### Written instruction
Take each line containing the word "components" and copy it.

### Information supplied
_ _ _ _ _ _ _

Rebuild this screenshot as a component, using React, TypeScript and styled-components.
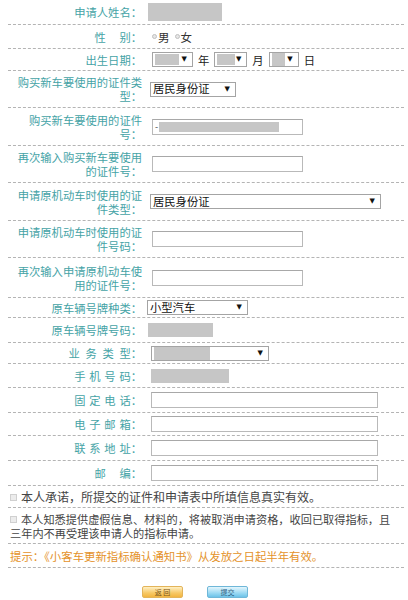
import React from "react";
import styled, { createGlobalStyle } from "styled-components";

const Global = createGlobalStyle`
  html, body { margin: 0; padding: 0; background: #ffffff; }
  body { font-family: "Noto Sans CJK SC", "Noto Sans", sans-serif; }
`;

const Page = styled.div`
  width: 396px;
  margin-left: 8px;
  font-size: 11.3px;
  color: #333;
`;

const Row = styled.div<{ $h: number }>`
  display: grid;
  grid-template-columns: 134px 1fr;
  align-items: center;
  height: ${(p) => p.$h}px;
  box-sizing: border-box;
  border-bottom: 1px dashed #b4b4b4;
`;

const Label = styled.div`
  text-align: right;
  color: #45a3a6;
  font-size: 11.3px;
  line-height: 14px;
  padding-left: 4px;
  white-space: pre-wrap;
`;

const Value = styled.div<{ $pad?: number }>`
  display: flex;
  align-items: center;
  padding-left: ${(p) => p.$pad ?? 6}px;
  gap: 3px;
  min-width: 0;
`;

const Redact = styled.div<{ $w: number; $h: number }>`
  width: ${(p) => p.$w}px;
  height: ${(p) => p.$h}px;
  background: #c6c6c6;
`;

const Field = styled.div<{ $w: number }>`
  width: ${(p) => p.$w}px;
  height: 16px;
  box-sizing: border-box;
  border: 1px solid #b9b9b9;
  border-top-color: #a8a8a8;
  background: #fff;
  display: flex;
  align-items: center;
  padding-left: 2px;
  gap: 1px;
  overflow: hidden;
`;

const Dash = styled.span`
  font-size: 9px;
  line-height: 1;
  color: #444;
`;

const Select = styled.div<{ $w: number }>`
  width: ${(p) => p.$w}px;
  height: 15px;
  box-sizing: border-box;
  border: 1px solid #a4a4a4;
  background: #fff;
  display: flex;
  align-items: center;
  padding-left: 2px;
  padding-right: 5px;
  font-size: 11.3px;
  color: #111;
  line-height: 1;
  overflow: hidden;
`;

const SelectText = styled.span`
  flex: 1;
  display: flex;
  align-items: center;
  white-space: nowrap;
`;

const Arrow = styled.span`
  font-size: 7px;
  color: #111;
  font-family: "DejaVu Sans", sans-serif;
`;

const Unit = styled.span`
  font-size: 11.3px;
  color: #222;
  margin: 0 2px;
`;

const Radio = styled.label`
  display: flex;
  align-items: center;
  gap: 1px;
  font-size: 11.5px;
  color: #333;
  margin-right: 2px;
`;

const Dot = styled.span`
  width: 3px;
  height: 3px;
  border-radius: 50%;
  border: 1px solid #c0c0c0;
  background: #e6e6e6;
`;

const Note = styled.div<{ $h: number; $size: number; $color: string }>`
  height: ${(p) => p.$h}px;
  box-sizing: border-box;
  border-bottom: 1px dashed #b4b4b4;
  display: flex;
  align-items: center;
  padding-left: 2px;
  font-size: ${(p) => p.$size}px;
  line-height: 14px;
  color: ${(p) => p.$color};
`;

const NoteText = styled.div`
  max-width: 386px;
`;

const Box = styled.span`
  display: inline-block;
  width: 5px;
  height: 5px;
  border: 1px solid #d0d0d0;
  background: #ececec;
  margin-right: 4px;
  vertical-align: middle;
  position: relative;
  top: -1px;
`;

const ButtonRow = styled.div`
  display: flex;
  padding-left: 134px;
  padding-top: 18px;
  gap: 24px;
`;

const Btn = styled.button<{ $tone: "orange" | "blue" }>`
  width: 41px;
  height: 12px;
  padding: 0;
  border-radius: 2px;
  border: 1px solid ${(p) => (p.$tone === "orange" ? "#e3b45a" : "#6fb7d8")};
  background: ${(p) =>
    p.$tone === "orange"
      ? "linear-gradient(#fff0c4, #f7c865 60%, #f2b540)"
      : "linear-gradient(#e4f6fd, #9ad9f3 60%, #6cc2e8)"};
  font-family: "Noto Sans CJK SC", sans-serif;
  font-size: 7px;
  line-height: 10px;
  color: ${(p) => (p.$tone === "orange" ? "#7a5418" : "#2f5f80")};
`;

export default function App() {
  return (
    <>
      <Global />
      <Page>
        <Row $h={25}>
          <Label>申请人姓名：</Label>
          <Value>
            <Redact $w={74} $h={18} />
          </Value>
        </Row>
        <Row $h={24}>
          <Label>{"性\u3000\u2009别："}</Label>
          <Value $pad={10}>
            <Radio>
              <Dot />男
            </Radio>
            <Radio>
              <Dot />女
            </Radio>
          </Value>
        </Row>
        <Row $h={22}>
          <Label>出生日期：</Label>
          <Value $pad={10}>
            <Select $w={41}>
              <SelectText>
                <Redact $w={24} $h={11} />
              </SelectText>
              <Arrow>▼</Arrow>
            </Select>
            <Unit>年</Unit>
            <Select $w={33}>
              <SelectText>
                <Redact $w={18} $h={11} />
              </SelectText>
              <Arrow>▼</Arrow>
            </Select>
            <Unit>月</Unit>
            <Select $w={30}>
              <SelectText>
                <Redact $w={13} $h={13} />
              </SelectText>
              <Arrow>▼</Arrow>
            </Select>
            <Unit>日</Unit>
          </Value>
        </Row>
        <Row $h={37}>
          <Label>购买新车要使用的证件类型：</Label>
          <Value $pad={8}>
            <Select $w={86}>
              <SelectText>居民身份证</SelectText>
              <Arrow>▼</Arrow>
            </Select>
          </Value>
        </Row>
        <Row $h={38}>
          <Label>购买新车要使用的证件号：</Label>
          <Value $pad={10}>
            <Field $w={151}>
              <Dash>-</Dash>
              <Redact $w={120} $h={10} />
            </Field>
          </Value>
        </Row>
        <Row $h={37}>
          <Label>再次输入购买新车要使用的证件号：</Label>
          <Value $pad={10}>
            <Field $w={151} />
          </Value>
        </Row>
        <Row $h={38}>
          <Label>申请原机动车时使用的证件类型：</Label>
          <Value $pad={8}>
            <Select $w={231}>
              <SelectText>居民身份证</SelectText>
              <Arrow>▼</Arrow>
            </Select>
          </Value>
        </Row>
        <Row $h={37}>
          <Label>申请原机动车时使用的证件号码：</Label>
          <Value $pad={10}>
            <Field $w={151} />
          </Value>
        </Row>
        <Row $h={40}>
          <Label>再次输入申请原机动车使用的证件号：</Label>
          <Value $pad={10}>
            <Field $w={151} />
          </Value>
        </Row>
        <Row $h={20}>
          <Label>原车辆号牌种类：</Label>
          <Value $pad={5}>
            <Select $w={101}>
              <SelectText>小型汽车</SelectText>
              <Arrow>▼</Arrow>
            </Select>
          </Value>
        </Row>
        <Row $h={25}>
          <Label>原车辆号牌号码：</Label>
          <Value>
            <Redact $w={65} $h={14} />
          </Value>
        </Row>
        <Row $h={21}>
          <Label>{"业\u2002务\u2002类\u2002型："}</Label>
          <Value $pad={9}>
            <Select $w={118}>
              <SelectText>
                <Redact $w={56} $h={13} />
              </SelectText>
              <Arrow>▼</Arrow>
            </Select>
          </Value>
        </Row>
        <Row $h={24}>
          <Label>{"手\u2004机\u2004号\u2004码："}</Label>
          <Value $pad={9}>
            <Redact $w={78} $h={14} />
          </Value>
        </Row>
        <Row $h={25}>
          <Label>{"固\u2004定\u2004电\u2004话："}</Label>
          <Value $pad={9}>
            <Field $w={227} />
          </Value>
        </Row>
        <Row $h={23}>
          <Label>{"电\u2004子\u2004邮\u2004箱："}</Label>
          <Value $pad={9}>
            <Field $w={227} />
          </Value>
        </Row>
        <Row $h={25}>
          <Label>{"联\u2004系\u2004地\u2004址："}</Label>
          <Value $pad={9}>
            <Field $w={227} />
          </Value>
        </Row>
        <Row $h={25}>
          <Label>{"邮\u3000\u2009编："}</Label>
          <Value $pad={9}>
            <Field $w={227} />
          </Value>
        </Row>
        <Note $h={22} $size={12} $color="#444">
          <NoteText>
            <Box />
            本人承诺，所提交的证件和申请表中所填信息真实有效。
          </NoteText>
        </Note>
        <Note $h={36} $size={11.2} $color="#444">
          <NoteText>
            <Box />
            本人知悉提供虚假信息、材料的，将被取消申请资格，收回已取得指标，且三年内不再受理该申请人的指标申请。
          </NoteText>
        </Note>
        <Note $h={24} $size={11.4} $color="#e4922a">
          <NoteText>提示：《小客车更新指标确认通知书》从发放之日起半年有效。</NoteText>
        </Note>
        <ButtonRow>
          <Btn $tone="orange">返 回</Btn>
          <Btn $tone="blue">提交</Btn>
        </ButtonRow>
      </Page>
    </>
  );
}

_ _ _ _ _ _ _

### Completed task
Rebuild this screenshot as a component, using React, TypeScript and styled-components.
import styled, { createGlobalStyle } from "styled-components";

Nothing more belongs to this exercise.